Visita de Obama não disfarça rivalidade estratégica entre Brasil e EUA

Publicado na Coluna Semanal do Dr. Noronha a convite do sítio “Última Instância – Revista Jurídica”, São Paulo, Brasil, 23 de março de 2011.

São Paulo – O reconhecimento pelos Estados Unidos da America da realidade econômica do Brasil e das oportunidades comerciais e de investimentos no País, não é acompanhado da aceitação de sua influência política, quer em âmbito regional, quer em âmbito global, pelos formadores da estratégia política exterior americana.

De fato, na recente visita do presidente Barack Obama ao Brasil, que se encerrou em 20 de março de 2011, o líder americano não pôde se furtar ao fato de que o Brasil hoje oferece aos EUA um superávit comercial massivo, da ordem de US$ 8 bilhões de dólares e que, sua economia em crescimento apresenta uma continuada oportunidade de ganhos para suas empresas.

Com uma economia cambaleante, com o maior déficit público de sua história, com um déficit comercial gigantesco e com um desemprego de cerca de 9%, os formadores estratégicos americanos escalaram o seu simpático presidente como vendedor ambulante para alavancar maiores oportunidades ao seu setor produtivo, tendo em vista as próximas eleições presidenciais nos EUA.

Deve-se aqui diferenciar totalmente a simpática figura pessoal do presidente da política dos interesses econômicos e políticos que ele representa. Para os americanos, continua a vigorar o velho jogo da soma zero: a nossa perda é o seu ganho. Querem vender, mas não querem comprar. Veem o nosso progresso, mão não aceitam a nossa influência. Não nos respeitam como interlocutores independentes.

Querem que pratiquemos o livre-comércio, mas mantém seus mercados fechados seletivamente nos setores em que nossa economia é competitiva. Mandam-nos compensar o déficit comercial que temos com os EUA diante de terceiros países, ignorando o diálogo bilateral, que é exatamente o que buscam fazer com a China. Mantém ainda o velho desprezo ao que somos e a sua infame arrogância imperial.
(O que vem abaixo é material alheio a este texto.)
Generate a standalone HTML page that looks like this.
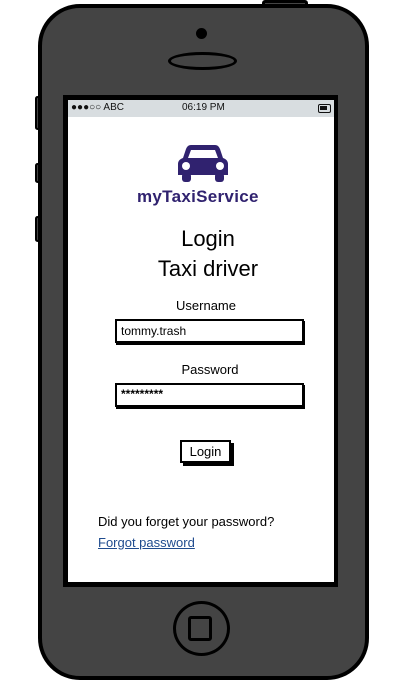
<!DOCTYPE html>
<html><head><style>
*{margin:0;padding:0;box-sizing:border-box}
body{width:407px;height:682px;background:#fff;position:relative;overflow:hidden;font-family:"Liberation Sans",sans-serif}
.a{position:absolute}
.phone{left:38px;top:4px;width:331px;height:676px;background:#444;border:4px solid #000;border-radius:42px}
.btn{background:#444;border:2px solid #000;border-radius:3px;width:5px;left:35px}
.screen{left:63px;top:95px;width:275px;height:492px;background:#000}
.white{left:68px;top:100px;width:266px;height:482px;background:#fff}
.status{left:68px;top:100px;width:266px;height:17px;background:#d8dde0;font-size:10px;color:#111}
.c{text-align:center;width:407px;left:0}
.inp{background:#fff;border:2px solid #000;box-shadow:1px 2px 0 #000;font-size:12px;padding:3px 4px;height:24px;left:115px;width:189px}
</style></head><body>
<div class="a btn" style="top:96px;height:34px"></div>
<div class="a btn" style="top:163px;height:20px"></div>
<div class="a btn" style="top:216px;height:26px"></div>
<div class="a" style="left:262px;top:0;width:46px;height:8px;background:#444;border:3px solid #000;border-radius:3px"></div>
<div class="a phone"></div>
<div class="a" style="left:196px;top:28px;width:11px;height:11px;border-radius:50%;background:#000"></div>
<div class="a" style="left:168px;top:52px;width:69px;height:18px;border:3px solid #000;border-radius:50%"></div>
<div class="a screen"></div>
<div class="a white"></div>
<div class="a status"><span class="a" style="left:3px;top:2px">●●●○○ ABC</span><span class="a" style="left:114px;top:2px">06:19 PM</span>
<span class="a" style="left:250px;top:4px;width:13px;height:9px;border:1.5px solid #111;border-radius:2px"><span class="a" style="left:1px;top:1px;width:7px;height:4px;background:#111"></span></span></div>
<svg class="a" style="left:178px;top:143px" width="50" height="40" viewBox="0 0 50 40">
<path d="M13 2h24c3 0 4 2 5 4l3 9c3 1 5 3 5 6v11h-50v-11c0-3 2-5 5-6l3-9c1-2 2-4 5-4z" fill="#30226f"/>
<path d="M13 7h24l3 8h-30z" fill="#fff"/>
<rect x="4" y="30" width="9" height="9" rx="3" fill="#30226f"/><rect x="37" y="30" width="9" height="9" rx="3" fill="#30226f"/>
<circle cx="8" cy="23" r="4" fill="#fff"/><circle cx="42" cy="23" r="4" fill="#fff"/>
</svg>
<div class="a" style="left:137px;top:187px;font-size:17px;font-weight:bold;color:#30226f;letter-spacing:.3px">myTaxiService</div>
<div class="a c" style="top:226px;font-size:22px;left:8px;width:400px">Login</div>
<div class="a c" style="top:256px;font-size:22px;left:8px;width:400px">Taxi driver</div>
<div class="a c" style="top:298px;font-size:13px;left:6px;width:400px">Username</div>
<div class="a inp" style="top:319px">tommy.trash</div>
<div class="a c" style="top:362px;font-size:13px;left:10px;width:400px">Password</div>
<div class="a inp" style="top:383px;font-size:12px;font-weight:bold;padding-top:2px">*********</div>
<div class="a" style="left:180px;top:440px;width:51px;height:23px;border:2px solid #000;box-shadow:3px 3px 0 #000;background:#fff;font-size:13px;text-align:center;line-height:19px">Login</div>
<div class="a" style="left:98px;top:514px;font-size:13px">Did you forget your password?</div>
<div class="a" style="left:98px;top:535px;font-size:13px;color:#1f4b8e;text-decoration:underline">Forgot password</div>
<div class="a" style="left:173px;top:601px;width:57px;height:55px;border:3px solid #000;border-radius:50%"></div>
<div class="a" style="left:188px;top:616px;width:24px;height:25px;border:3px solid #000;border-radius:3px"></div>
</body></html>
Em suma, desejam do Brasil que se conforme em ser um parceiro igual, a significar na sua visão que o País atenda perfeitamente a todos os interesses econômicos dos EUA e que se conforme com a indiferença tradicional americana aos objetivos e anseios do povo brasileiro.

Isso passa, é claro, pela aceitação pelo Brasil da manipulação do dólar americano pela enxurrada de emissões do Tesouro dos EUA, que esperam ser aceita sem discussões, como manifestação da soberania do seu país. No entanto, no relacionamento com a China, os EUA exigem a modificação de sua política cambial, de atrelamento ao dólar!

Assim, nada de se tratar do reconhecimento da importância do Brasil nos organismos multilaterais, onde informalmente ela já se verifica. Portanto, nada de diálogo sobre a participação do País como membro permanente do Conselho de Segurança da Organização das Nações Unidas, na reforma estrutural que se impõe.

De mais a mais, não se cogita da eliminação do humilhante sistema de vistos para os brasileiros que surpreendentemente insistem em visitar os EUA. Não se trata tampouco da situação precária dos brasileiros que vivem nos EUA, sujeitos a abusos múltiplos e arbítrios de toda ordem.

Enfim, como sempre, querem os EUA impor a sua própria agenda ao Brasil, como fizeram sistematicamente no passado e tentaram, sem sucesso promover com a malfadada iniciativa da Alca (Área de Livre Comércio das Américas), felizmente sepultada.

A visita do presidente Obama ao Brasil foi mais um exercício de propaganda do governo americano que um evento marcante no relacionamento bilateral entre os dois países. Devemos atentar para o fato de que a tentativa de diálogo com os EUA é sempre um exercício importante, mas que seus resultados práticos do exercício são quase sempre adversos, quando não nefastos, para os interesses do Brasil.